LSOA_MSOA <- onspd %>%
  select(lsoa11,msoa11) %>%
  distinct(lsoa11,msoa11) %>% 
    filter(substr(lsoa11, 1, 1) %in% c("E","W"))

#Clean up and create unified file

LSOA_MSOA %<>%
  left_join(ew_income,by = c("msoa11" = "msoa_code")) %>%
  select(lsoa11,total_annual_income_21) %>%
  rename(LSOA_DZ = lsoa11)

s_income %<>%
  select(x2011_data_zone, total_annual_income_21) %>%
  rename(LSOA_DZ = x2011_data_zone)

income <- LSOA_MSOA %<>%
  bind_rows(s_income)

Property Data

A Unique Property Reference Number (UPRN) aims to provide a unique identifier for every addressable location; much the same as an address might. For more information about UPRN and how they are used you can see this [website](https://www.local.gov.uk/our-support/research-and-data/data-and-transparency/using-unique-property-reference-number-uprn).

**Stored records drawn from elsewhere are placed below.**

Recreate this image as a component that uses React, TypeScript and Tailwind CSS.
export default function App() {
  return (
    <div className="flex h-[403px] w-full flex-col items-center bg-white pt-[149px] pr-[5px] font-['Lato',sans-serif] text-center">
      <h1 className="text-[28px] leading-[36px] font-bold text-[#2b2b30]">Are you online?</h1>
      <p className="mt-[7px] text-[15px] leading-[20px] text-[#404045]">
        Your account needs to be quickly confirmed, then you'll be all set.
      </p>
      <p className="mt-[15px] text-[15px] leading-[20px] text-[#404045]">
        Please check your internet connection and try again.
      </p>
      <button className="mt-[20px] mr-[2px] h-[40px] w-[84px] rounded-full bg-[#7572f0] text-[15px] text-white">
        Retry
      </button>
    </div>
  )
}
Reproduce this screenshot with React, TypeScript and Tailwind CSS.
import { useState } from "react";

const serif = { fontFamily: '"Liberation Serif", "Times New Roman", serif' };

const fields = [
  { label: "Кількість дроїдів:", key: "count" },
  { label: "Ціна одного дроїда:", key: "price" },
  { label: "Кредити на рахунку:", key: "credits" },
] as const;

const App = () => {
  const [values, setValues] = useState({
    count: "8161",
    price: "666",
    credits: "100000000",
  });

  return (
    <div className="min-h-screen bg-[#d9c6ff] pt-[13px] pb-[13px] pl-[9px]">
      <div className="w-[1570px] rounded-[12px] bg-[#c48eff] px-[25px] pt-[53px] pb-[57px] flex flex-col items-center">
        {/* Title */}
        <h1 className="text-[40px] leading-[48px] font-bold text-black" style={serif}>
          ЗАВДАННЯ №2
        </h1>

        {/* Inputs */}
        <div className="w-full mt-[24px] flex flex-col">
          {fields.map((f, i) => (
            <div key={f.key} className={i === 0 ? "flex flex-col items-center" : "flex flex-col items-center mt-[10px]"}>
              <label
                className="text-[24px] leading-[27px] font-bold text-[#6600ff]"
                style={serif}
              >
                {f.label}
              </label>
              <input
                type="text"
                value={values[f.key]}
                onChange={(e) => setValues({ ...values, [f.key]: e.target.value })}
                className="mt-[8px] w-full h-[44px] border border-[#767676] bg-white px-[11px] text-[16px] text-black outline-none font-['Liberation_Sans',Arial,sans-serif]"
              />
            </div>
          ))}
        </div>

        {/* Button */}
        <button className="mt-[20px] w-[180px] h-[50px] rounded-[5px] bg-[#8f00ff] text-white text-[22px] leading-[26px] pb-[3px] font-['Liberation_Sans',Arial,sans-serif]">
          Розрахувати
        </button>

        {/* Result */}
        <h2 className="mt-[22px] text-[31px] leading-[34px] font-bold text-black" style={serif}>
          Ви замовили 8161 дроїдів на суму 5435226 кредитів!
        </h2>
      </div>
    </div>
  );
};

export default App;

UPRN data are downloaded and imported through the following code. The folders are unzipped and placed in the working directory. Because the data are so large, the R interface to Apache Arrow was used to create a parquet file from all the extracted CSV data.

# Download UPRN data

f <- curl::curl_download("https://www.arcgis.com/sharing/rest/content/items/116804213c0048ef94e9f190882bdbed/data", tempfile(fileext = ".zip"))
unzip(f)

# Extract a list of CSV files

files <- list.files(path='./Data/',pattern="*.csv",recursive = TRUE)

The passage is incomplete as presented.